Mums Working From Home Carried Heavier Share

Family in the dining room having a meal

Photo by Jimmy Dean on Unsplash

In an article for CTV News, Megan DeLaire reports on recently released U.S.A study results indicating that mothers working from home spent an average of 2 hours more each day than fathers did supervising their children while they worked during the first year of the COVID-19 pandemic.

The peer-reviewed study by researchers at Cornell University, Yale University and Copenhagen Business School looked at how parenting and work arrangements shaped parents' time use from May to December 2020.

It used national data from the 2017 to 2020 American Time Use Survey, which recorded the nature and context of daily activities for a representative sample of Americans, to compare time use patterns before and during the pandemic for parents working from home and working on-site.

It also took into account data from the U.S. Bureau of Labor Statistics showing that, during the first year of the pandemic, as many as half of employed American women and 42 per cent of all employed adults were working from home.

The study, by Dr. Kelly Musick, professor of public policy and sociology at Cornell University, and senior associate dean of research at the Cornell Jeb E. Brooks School of Public Policy, and her team, showed that, during the first year of the pandemic, “everybody was doing more remote work that allowed flexibility for parents to multitask”, adding that “the differential between mothers and fathers in supervisory care suggests that, at the end of the day, mothers did shoulder more of the responsibility”.

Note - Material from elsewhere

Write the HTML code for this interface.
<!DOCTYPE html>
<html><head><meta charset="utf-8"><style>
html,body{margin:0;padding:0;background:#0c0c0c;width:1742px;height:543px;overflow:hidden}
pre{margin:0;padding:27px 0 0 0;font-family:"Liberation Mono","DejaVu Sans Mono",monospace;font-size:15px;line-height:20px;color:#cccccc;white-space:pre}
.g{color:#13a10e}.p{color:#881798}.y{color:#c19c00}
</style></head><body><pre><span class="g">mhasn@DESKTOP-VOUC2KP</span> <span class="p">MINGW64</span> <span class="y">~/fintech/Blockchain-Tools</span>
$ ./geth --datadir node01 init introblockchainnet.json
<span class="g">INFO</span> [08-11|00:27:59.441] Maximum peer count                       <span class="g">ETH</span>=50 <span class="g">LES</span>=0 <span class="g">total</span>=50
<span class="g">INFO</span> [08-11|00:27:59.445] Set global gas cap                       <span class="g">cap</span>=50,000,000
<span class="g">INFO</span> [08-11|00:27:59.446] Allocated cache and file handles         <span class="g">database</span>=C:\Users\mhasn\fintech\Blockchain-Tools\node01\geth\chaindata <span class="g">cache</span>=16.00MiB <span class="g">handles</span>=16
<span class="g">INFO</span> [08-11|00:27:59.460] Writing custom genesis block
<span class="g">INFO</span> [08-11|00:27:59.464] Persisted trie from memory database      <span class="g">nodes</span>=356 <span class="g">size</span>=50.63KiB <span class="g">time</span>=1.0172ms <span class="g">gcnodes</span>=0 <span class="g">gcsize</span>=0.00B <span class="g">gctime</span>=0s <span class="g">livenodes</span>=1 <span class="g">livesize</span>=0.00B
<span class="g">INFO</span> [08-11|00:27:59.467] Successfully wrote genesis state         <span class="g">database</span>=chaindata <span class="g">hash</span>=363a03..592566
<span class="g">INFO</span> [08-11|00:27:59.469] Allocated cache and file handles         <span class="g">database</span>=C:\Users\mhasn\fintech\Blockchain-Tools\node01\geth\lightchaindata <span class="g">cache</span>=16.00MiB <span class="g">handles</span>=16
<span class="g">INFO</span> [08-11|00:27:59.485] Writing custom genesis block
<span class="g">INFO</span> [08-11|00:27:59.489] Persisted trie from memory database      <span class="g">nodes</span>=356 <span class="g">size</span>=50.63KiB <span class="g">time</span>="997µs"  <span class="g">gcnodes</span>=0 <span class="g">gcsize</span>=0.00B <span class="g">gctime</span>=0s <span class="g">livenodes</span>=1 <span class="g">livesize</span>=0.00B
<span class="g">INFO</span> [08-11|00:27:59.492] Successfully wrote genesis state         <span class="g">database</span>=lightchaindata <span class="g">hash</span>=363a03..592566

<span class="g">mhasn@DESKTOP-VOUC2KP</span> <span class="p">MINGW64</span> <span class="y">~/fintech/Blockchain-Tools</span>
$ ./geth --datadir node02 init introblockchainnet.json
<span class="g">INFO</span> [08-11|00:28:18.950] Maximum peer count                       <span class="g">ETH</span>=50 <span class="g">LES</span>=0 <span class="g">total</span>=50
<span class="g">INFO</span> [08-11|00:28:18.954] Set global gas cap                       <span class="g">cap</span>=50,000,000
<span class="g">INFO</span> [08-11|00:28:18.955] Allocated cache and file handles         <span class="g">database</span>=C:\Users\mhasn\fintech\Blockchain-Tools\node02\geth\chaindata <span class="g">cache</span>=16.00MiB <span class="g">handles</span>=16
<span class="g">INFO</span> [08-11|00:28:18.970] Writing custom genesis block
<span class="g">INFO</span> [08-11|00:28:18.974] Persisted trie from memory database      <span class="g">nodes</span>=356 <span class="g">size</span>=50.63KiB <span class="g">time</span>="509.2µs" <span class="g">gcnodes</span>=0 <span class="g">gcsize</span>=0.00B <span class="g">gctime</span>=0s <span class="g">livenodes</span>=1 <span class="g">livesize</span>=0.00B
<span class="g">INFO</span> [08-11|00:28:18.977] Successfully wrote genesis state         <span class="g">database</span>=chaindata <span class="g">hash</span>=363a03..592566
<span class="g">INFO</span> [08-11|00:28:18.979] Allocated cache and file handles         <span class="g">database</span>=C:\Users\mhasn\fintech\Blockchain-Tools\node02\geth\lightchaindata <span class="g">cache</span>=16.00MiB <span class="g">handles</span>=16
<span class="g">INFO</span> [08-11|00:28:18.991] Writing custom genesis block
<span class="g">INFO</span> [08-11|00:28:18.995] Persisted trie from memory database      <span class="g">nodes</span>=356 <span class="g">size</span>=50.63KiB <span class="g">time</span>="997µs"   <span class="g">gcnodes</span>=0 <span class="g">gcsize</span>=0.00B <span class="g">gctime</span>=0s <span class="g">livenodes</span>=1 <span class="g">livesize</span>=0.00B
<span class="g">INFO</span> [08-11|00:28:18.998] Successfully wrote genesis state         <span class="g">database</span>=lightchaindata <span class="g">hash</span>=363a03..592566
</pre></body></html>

The study looked at four measures of child care:

·      Direct care, in which a task such as feeding, bathing or dressing a child is the parent’s primary activity

·      Parents and children being in the same room while parents multitasked

·      Parents and children being in the same room while parent worked

·      Parents supervising children while they worked, whether or not they were in the same room together

The results showed mothers spent an additional 88 minutes per day and fathers an additional 72 minutes in the same room as their children as compared to before the pandemic. Of that time, just under an hour was spent whilst the parents were working.

The study also found that mothers increased their time playing with their children during the pandemic, whereas dads increased their involvement with household chores.

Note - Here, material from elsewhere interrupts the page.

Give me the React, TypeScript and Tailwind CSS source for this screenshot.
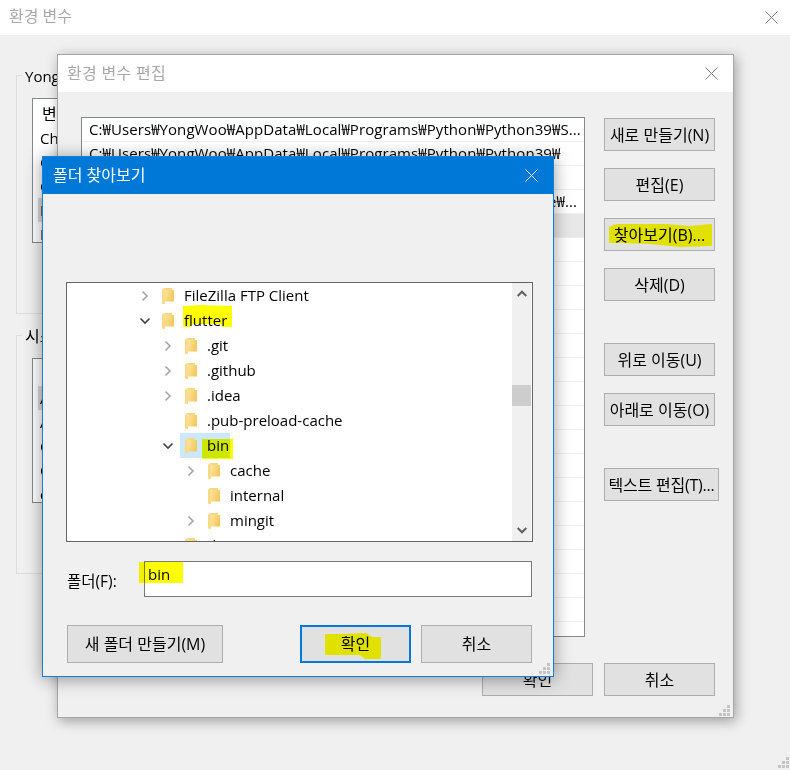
const FONT = "font-['Open_Sans','Noto_Sans_CJK_KR',sans-serif]";

function CloseX({ color }: { color: string }) {
  return (
    <svg width="13" height="13" viewBox="0 0 13 13" fill="none" stroke={color} strokeWidth="1">
      <path d="M0.5 0.5 L12.5 12.5 M12.5 0.5 L0.5 12.5" />
    </svg>
  );
}

function Grip({ className }: { className: string }) {
  const cells = [[8, 0], [4, 4], [8, 4], [0, 8], [4, 8], [8, 8]];
  return (
    <svg className={className} width="11" height="11" viewBox="0 0 11 11" fill="#c4c4c4">
      {cells.map(([x, y]) => (
        <rect key={`${x}-${y}`} x={x} y={y} width="3" height="3" />
      ))}
    </svg>
  );
}

function Btn({ label, className }: { label: string; className: string }) {
  return (
    <div className={`flex items-center justify-center border border-[#adadad] bg-[#e1e1e1] text-[16px] text-black whitespace-nowrap ${className}`}>
      {label}
    </div>
  );
}

function Folder() {
  return (
    <svg width="12" height="16" viewBox="0 0 12 16">
      <defs>
        <linearGradient id="fold" x1="0" x2="1" y1="0" y2="0.4">
          <stop offset="0" stopColor="#ffeeb4" />
          <stop offset="1" stopColor="#f3c95f" />
        </linearGradient>
      </defs>
      <path d="M2 0 H10 V2 H12 V13.5 H3 V16 H1 L0 15 V2 Z" fill="url(#fold)" />
      <path d="M0 2 L2.5 0 V14 L1 16 L0 15 Z" fill="#f8d988" />
      <path d="M2.5 0 H10 V2 H4 Z" fill="#f6d67e" />
    </svg>
  );
}

function Chevron({ open }: { open: boolean }) {
  return (
    <svg width="12" height="12" viewBox="0 0 12 12" fill="none" strokeWidth="1.6" stroke={open ? "#404040" : "#a6a6a6"}>
      {open ? <path d="M1.5 3.5 L6 8 L10.5 3.5" /> : <path d="M3.5 1.5 L8 6 L3.5 10.5" />}
    </svg>
  );
}

const DEPTH = ["pl-[72px]", "pl-[95px]", "pl-[118px]"];
const TREE = [
  { t: "FileZilla FTP Client", d: 0, c: "closed" },
  { t: "flutter", d: 0, c: "open" },
  { t: ".git", d: 1, c: "closed" },
  { t: ".github", d: 1, c: "closed" },
  { t: ".idea", d: 1, c: "closed" },
  { t: ".pub-preload-cache", d: 1, c: "none" },
  { t: "bin", d: 1, c: "open", sel: true },
  { t: "cache", d: 2, c: "closed" },
  { t: "internal", d: 2, c: "none" },
  { t: "mingit", d: 2, c: "closed" },
  { t: "dev", d: 1, c: "closed" },
];

function Tree() {
  return (
    <div className="flex h-[260px] w-[467px] border border-[#646464] bg-white">
      <div className="flex-1 overflow-hidden">
        {TREE.map((r) => (
          <div key={r.t} className={`flex h-[25px] shrink-0 items-center text-[15px] text-black ${DEPTH[r.d]}`}>
            <div className="flex w-[12px] shrink-0 justify-center">
              {r.c !== "none" && <Chevron open={r.c === "open"} />}
            </div>
            <div className={`ml-[6px] flex h-[25px] items-center ${r.sel ? "bg-[#cce8ff] pr-[1px]" : ""}`}>
              <div className="flex h-[25px] items-center pl-[5px]">
                <Folder />
                <span className="ml-[10px] whitespace-nowrap">{r.t}</span>
              </div>
            </div>
          </div>
        ))}
      </div>
      <div className="mr-[1px] flex w-[19px] flex-col items-center bg-[#f0f0f0]">
        <div className="flex h-[20px] items-center justify-center pt-[1px]">
          <svg width="10" height="7" viewBox="0 0 10 7" fill="none" stroke="#606060" strokeWidth="2"><path d="M0.7 6 L5 1.7 L9.3 6" /></svg>
        </div>
        <div className="mt-[82px] h-[21px] w-[19px] bg-[#cdcdcd]" />
        <div className="mt-auto flex h-[20px] items-center justify-center pb-[1px]">
          <svg width="10" height="7" viewBox="0 0 10 7" fill="none" stroke="#606060" strokeWidth="2"><path d="M0.7 1 L5 5.3 L9.3 1" /></svg>
        </div>
      </div>
    </div>
  );
}

function VarList({ rows, selected }: { rows: string[]; selected: number }) {
  return (
    <div className="h-[145px] w-[560px] overflow-hidden border border-[#828790] bg-white pl-[5px]">
      <div className="flex h-[27px] items-center pl-[4px] pt-[2px] text-[16px] text-black">변수</div>
      {rows.map((r, i) => (
        <div key={r} className={`flex h-[24px] items-center pl-[2px] text-[15px] text-black ${i === selected ? "bg-[#d9d9d9]" : ""}`}>
          {r}
        </div>
      ))}
    </div>
  );
}

function Group({ title, children, size }: { title: string; children: React.ReactNode; size: string }) {
  return (
    <div className="relative h-[239px] w-[600px] border border-[#dcdcdc] pl-[15px] pt-[22px]">
      <div className={`absolute left-[5px] top-[-11px] bg-[#f0f0f0] px-[3px] leading-[22px] text-black whitespace-nowrap ${size}`}>{title}</div>
      {children}
    </div>
  );
}

const PATHS = [
  "C:₩Users₩YongWoo₩AppData₩Local₩Programs₩Python₩Python39₩S...",
  "C:₩Users₩YongWoo₩AppData₩Local₩Programs₩Python₩Python39₩",
  "C:₩Program Files₩Git₩cmd",
  "C:₩Users₩YongWoo₩AppData₩Local₩Programs₩Microsoft VS Code₩...",
];

function Highlights() {
  return (
    <svg className="pointer-events-none absolute inset-0 mix-blend-multiply" width="790" height="770" viewBox="0 0 790 770" fill="#ffff00">
      <polygon points="609,227 616,224 665,224 690,226 712,224 712,246 680,247 650,244 620,243 609,243" />
      <polygon points="183,306 200,305 232,306 232,327 222,327 221,324 192,324 191,327 183,327" />
      <polygon points="202,439 233,439 233,459 202,459" />
      <polygon points="139,562 183,562 183,583 139,583" />
      <polygon points="325,634 340,634 366,633 372,637 381,637 381,659 365,659 360,655 325,655" />
    </svg>
  );
}

export default function App() {
  return (
    <div className={`relative h-[770px] w-[790px] overflow-hidden bg-[#f0f0f0] ${FONT}`}>
      {/* back window */}
      <div className="flex h-[35px] items-center justify-between bg-white pl-[9px] pr-[12px] text-[16px] text-[#a8a8a8]">
        <span className="mb-[3px]">환경 변수</span>
        <CloseX color="#808080" />
      </div>
      <div className="flex flex-col gap-[21px] pl-[16px] pt-[40px]">
        <Group title="YongWoo에 대한 사용자 변수" size="text-[15px]">
          <VarList selected={3} rows={["ChocolateyLastPathUpdate", "OneDrive", "OneDriveConsumer", "Path", "PyCharm"]} />
        </Group>
        <Group title="시스템 변수" size="text-[16px]">
          <VarList selected={0} rows={["ACSetupSvcPort", "ACSvcPort", "ChocolateyInstall", "ComSpec", "configsetroot"]} />
        </Group>
      </div>
      <Grip className="absolute left-[778px] top-[757px]" />

      {/* edit window */}
      <div className="absolute left-[57px] top-[54px] flex h-[664px] w-[677px] flex-col border border-[#a6a6a6] bg-[#f0f0f0] shadow-[2px_3px_12px_rgba(0,0,0,0.35)]">
        <div className="flex h-[37px] shrink-0 items-center justify-between bg-white pl-[9px] pr-[15px] text-[16px] tracking-[0.3px] text-[#a8a8a8]">
          <span className="mb-[1px]">환경 변수 편집</span>
          <CloseX color="#808080" />
        </div>
        <div className="flex pl-[23px] pt-[25px]">
          <div className="h-[520px] w-[504px] overflow-hidden border border-[#828790] bg-white">
            {Array.from({ length: 22 }).map((_, i) => (
              <div key={i} className={`flex h-[24px] items-center border-b border-[#efefef] px-[7px] text-[15px] tracking-[0.08px] text-black whitespace-nowrap ${i === 3 ? "justify-end" : ""} ${i === 4 ? "bg-[#e8e8e8]" : ""}`}>
                {PATHS[i] ?? ""}
              </div>
            ))}
          </div>
          <div className="ml-[19px] flex flex-col pt-[1px]">
            <Btn label="새로 만들기(N)" className="h-[33px] w-[111px]" />
            <Btn label="편집(E)" className="mt-[17px] h-[33px] w-[111px]" />
            <Btn label="찾아보기(B)..." className="mt-[17px] h-[33px] w-[111px]" />
            <Btn label="삭제(D)" className="mt-[17px] h-[33px] w-[111px]" />
            <Btn label="위로 이동(U)" className="mt-[42px] h-[33px] w-[111px]" />
            <Btn label="아래로 이동(O)" className="mt-[17px] h-[33px] w-[111px]" />
            <Btn label="텍스트 편집(T)..." className="mt-[42px] h-[33px] w-[115px] tracking-[-0.2px]" />
          </div>
        </div>
        <div className="flex justify-end gap-[11px] pr-[18px] pt-[26px]">
          <Btn label="확인" className="h-[33px] w-[111px]" />
          <Btn label="취소" className="h-[33px] w-[111px]" />
        </div>
        <Grip className="absolute right-[3px] bottom-[1px]" />
      </div>

      {/* folder dialog */}
      <div className="absolute left-[42px] top-[156px] flex h-[521px] w-[512px] flex-col border border-[#0f82e0] bg-[#f0f0f0] shadow-[0_2px_16px_rgba(0,0,0,0.4)]">
        <div className="flex h-[37px] shrink-0 items-center justify-between bg-[#0078d7] pl-[10px] pr-[15px] text-[16px] text-white">
          <span className="mb-[1px]">폴더 찾아보기</span>
          <CloseX color="#ffffff" />
        </div>
        <div className="flex flex-col pl-[23px] pt-[88px]">
          <Tree />
          <div className="mt-[19px] flex items-center">
            <span className="w-[78px] pl-[1px] pt-[6px] text-[15.5px] text-black">폴더(F):</span>
            <div className="h-[36px] w-[388px] border border-[#7a7a7a] bg-white pl-[3px] text-[15px] leading-[24px] text-black">bin</div>
          </div>
          <div className="mt-[28px] flex">
            <Btn label="새 폴더 만들기(M)" className="ml-[1px] h-[38px] w-[156px]" />
            <Btn label="확인" className="ml-[77px] h-[38px] w-[111px] !border-2 !border-[#0078d7]" />
            <Btn label="취소" className="ml-[10px] h-[38px] w-[111px]" />
          </div>
        </div>
        <Grip className="absolute right-[3px] bottom-[2px]" />
      </div>

      <Highlights />
    </div>
  );
}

The most significant increase for parents working remotely was in the amount of time spent in charge of children in the house, whether or not they were in the same room.

The research found mothers working remotely spent four-and-a-half hours per day indirectly supervising children, while fathers spent two-and-a-half hours in charge of kids. As a result, Musick said, mothers were more likely to change their work schedules and use the flexibility afforded by working from home to accommodate child care. They also spent more time multitasking, which Musick said previous studies have shown can raise stress levels and negatively impact mental and emotional well-being.

Dr. Musick noted the increased stress in combining work and child-care responsibilities, indicating her understanding that working women prioritizing their families’ needs during the pandemic were more likely to experience lost or lower wages and less upward career mobility.

The article references a 2021 report by Oxfam International with findings that, during the first year of the pandemic, women globally lost 64 million jobs and at least $800 billion in income due to COVID-19.

With remote work becoming a more permanent, or at least common, arrangement for the workforce, Dr. Musick expressed the hope that her team's findings will help shape equitable employment policies that account for the domestic pressures women continue to face.